EXERCISE PROMPT - Narrow the data below down to the lines containing "TypeScript".

PROVIDED RECORDS -
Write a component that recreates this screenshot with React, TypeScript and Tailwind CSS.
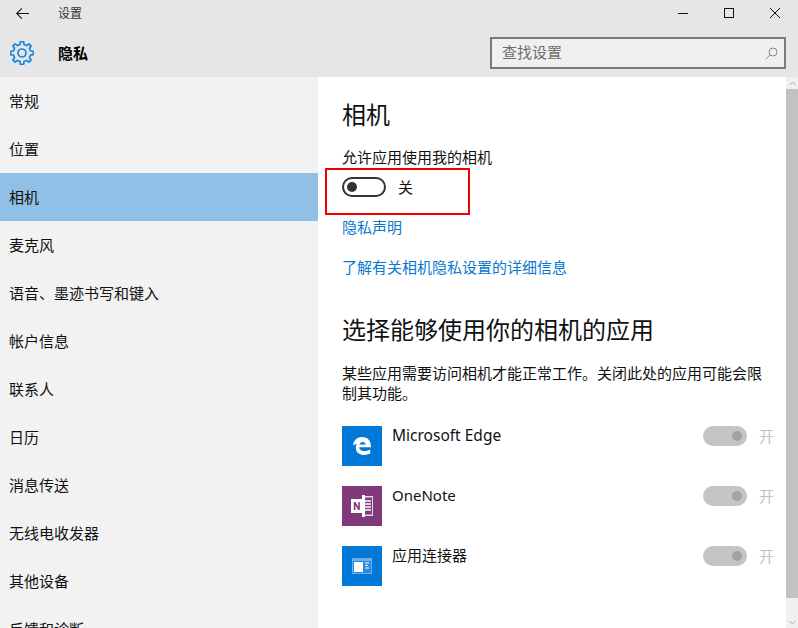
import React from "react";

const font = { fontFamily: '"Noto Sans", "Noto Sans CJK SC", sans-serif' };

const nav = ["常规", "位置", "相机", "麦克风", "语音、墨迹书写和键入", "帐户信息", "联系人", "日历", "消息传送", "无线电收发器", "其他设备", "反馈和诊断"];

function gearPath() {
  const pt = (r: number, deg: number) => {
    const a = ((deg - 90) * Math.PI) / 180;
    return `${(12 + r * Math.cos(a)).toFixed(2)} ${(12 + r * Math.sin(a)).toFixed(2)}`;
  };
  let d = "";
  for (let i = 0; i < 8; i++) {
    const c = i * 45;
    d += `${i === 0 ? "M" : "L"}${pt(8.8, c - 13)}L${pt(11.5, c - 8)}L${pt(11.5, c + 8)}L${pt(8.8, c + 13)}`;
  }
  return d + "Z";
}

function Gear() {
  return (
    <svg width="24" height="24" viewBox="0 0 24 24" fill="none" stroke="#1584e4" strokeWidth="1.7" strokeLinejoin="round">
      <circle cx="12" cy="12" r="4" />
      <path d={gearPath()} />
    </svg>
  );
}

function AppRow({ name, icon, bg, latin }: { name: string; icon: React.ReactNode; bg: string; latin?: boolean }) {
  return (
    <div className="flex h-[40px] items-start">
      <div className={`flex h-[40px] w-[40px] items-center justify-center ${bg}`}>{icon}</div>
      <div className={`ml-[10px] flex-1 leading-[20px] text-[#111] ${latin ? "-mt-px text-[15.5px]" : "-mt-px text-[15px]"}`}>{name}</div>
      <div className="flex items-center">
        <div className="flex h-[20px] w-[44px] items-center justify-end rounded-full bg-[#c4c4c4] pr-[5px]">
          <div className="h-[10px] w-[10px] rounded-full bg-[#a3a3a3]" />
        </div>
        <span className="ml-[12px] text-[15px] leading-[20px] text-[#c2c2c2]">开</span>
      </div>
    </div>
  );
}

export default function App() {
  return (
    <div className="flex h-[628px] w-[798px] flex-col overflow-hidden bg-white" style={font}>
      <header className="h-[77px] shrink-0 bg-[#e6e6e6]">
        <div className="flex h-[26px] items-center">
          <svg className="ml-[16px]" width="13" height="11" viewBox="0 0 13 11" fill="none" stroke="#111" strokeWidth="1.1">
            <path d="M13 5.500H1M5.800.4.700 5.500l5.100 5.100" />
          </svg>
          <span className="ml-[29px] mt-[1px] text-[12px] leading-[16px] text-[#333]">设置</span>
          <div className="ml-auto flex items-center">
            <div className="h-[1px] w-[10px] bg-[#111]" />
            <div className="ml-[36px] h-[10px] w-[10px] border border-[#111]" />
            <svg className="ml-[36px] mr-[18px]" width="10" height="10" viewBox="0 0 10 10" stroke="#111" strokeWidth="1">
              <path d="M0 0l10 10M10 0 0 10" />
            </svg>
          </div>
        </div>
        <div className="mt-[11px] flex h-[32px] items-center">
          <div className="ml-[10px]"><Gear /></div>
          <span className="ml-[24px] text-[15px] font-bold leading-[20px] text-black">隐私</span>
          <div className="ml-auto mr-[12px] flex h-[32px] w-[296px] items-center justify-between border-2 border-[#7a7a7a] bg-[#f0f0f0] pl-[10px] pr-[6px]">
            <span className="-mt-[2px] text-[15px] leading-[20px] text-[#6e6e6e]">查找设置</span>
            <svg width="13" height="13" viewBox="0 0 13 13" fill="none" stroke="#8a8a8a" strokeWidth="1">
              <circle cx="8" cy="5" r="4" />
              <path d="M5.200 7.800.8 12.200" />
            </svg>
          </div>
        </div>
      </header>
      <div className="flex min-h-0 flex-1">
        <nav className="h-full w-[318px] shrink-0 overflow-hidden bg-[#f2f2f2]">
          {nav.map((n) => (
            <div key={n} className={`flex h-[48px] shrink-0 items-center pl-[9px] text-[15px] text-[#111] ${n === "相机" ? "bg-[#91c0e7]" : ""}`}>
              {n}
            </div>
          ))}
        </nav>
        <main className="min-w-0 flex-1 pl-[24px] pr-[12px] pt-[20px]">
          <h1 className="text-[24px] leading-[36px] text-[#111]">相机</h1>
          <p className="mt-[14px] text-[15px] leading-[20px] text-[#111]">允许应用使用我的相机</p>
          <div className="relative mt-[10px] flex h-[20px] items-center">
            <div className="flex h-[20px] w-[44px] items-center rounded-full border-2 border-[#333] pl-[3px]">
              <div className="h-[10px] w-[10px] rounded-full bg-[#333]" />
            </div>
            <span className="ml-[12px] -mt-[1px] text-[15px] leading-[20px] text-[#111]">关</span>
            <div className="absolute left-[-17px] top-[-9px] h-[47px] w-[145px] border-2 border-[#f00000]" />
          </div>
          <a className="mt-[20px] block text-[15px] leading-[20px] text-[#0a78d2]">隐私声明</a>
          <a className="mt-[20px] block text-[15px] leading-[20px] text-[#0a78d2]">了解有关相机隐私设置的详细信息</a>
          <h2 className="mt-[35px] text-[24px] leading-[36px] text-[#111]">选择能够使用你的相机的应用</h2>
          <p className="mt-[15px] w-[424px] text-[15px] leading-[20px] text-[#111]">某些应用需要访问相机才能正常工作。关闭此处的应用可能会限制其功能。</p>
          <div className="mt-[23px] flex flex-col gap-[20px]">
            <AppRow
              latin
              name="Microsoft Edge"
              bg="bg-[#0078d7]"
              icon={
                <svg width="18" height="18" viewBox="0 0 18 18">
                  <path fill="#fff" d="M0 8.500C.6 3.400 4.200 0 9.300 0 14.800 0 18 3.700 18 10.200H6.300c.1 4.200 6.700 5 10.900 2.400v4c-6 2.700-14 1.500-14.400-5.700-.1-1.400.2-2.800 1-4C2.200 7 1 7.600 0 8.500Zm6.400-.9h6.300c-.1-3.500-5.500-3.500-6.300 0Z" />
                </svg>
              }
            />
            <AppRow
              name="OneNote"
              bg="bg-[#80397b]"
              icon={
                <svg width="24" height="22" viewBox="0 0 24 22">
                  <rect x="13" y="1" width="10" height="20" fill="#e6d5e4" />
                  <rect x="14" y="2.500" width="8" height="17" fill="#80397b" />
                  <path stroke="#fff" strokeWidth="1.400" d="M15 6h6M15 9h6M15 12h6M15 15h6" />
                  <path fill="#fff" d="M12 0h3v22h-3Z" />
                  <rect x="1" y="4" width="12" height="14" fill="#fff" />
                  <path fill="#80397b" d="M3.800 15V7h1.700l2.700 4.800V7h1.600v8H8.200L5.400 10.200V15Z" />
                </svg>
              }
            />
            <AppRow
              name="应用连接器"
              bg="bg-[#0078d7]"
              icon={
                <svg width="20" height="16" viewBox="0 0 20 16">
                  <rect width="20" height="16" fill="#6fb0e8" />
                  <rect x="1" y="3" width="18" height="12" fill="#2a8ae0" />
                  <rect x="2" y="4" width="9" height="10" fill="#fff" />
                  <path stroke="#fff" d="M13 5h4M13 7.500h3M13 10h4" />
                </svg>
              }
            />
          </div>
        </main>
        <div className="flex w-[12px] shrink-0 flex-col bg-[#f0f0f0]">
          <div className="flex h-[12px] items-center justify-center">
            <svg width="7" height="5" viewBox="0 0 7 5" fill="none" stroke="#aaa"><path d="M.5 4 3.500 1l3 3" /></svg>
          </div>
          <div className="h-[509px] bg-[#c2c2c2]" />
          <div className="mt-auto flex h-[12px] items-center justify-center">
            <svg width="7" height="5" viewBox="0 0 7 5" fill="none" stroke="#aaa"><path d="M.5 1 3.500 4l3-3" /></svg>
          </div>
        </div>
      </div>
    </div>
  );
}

...

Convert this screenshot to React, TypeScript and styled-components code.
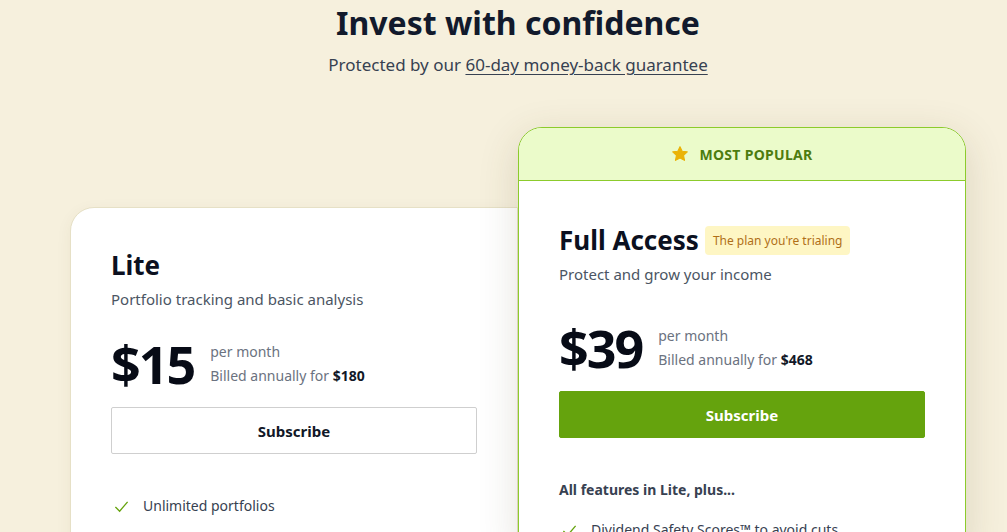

RESULT BELOW -
Write a component that recreates this screenshot with React, TypeScript and Tailwind CSS.
Convert this screenshot to React, TypeScript and styled-components code.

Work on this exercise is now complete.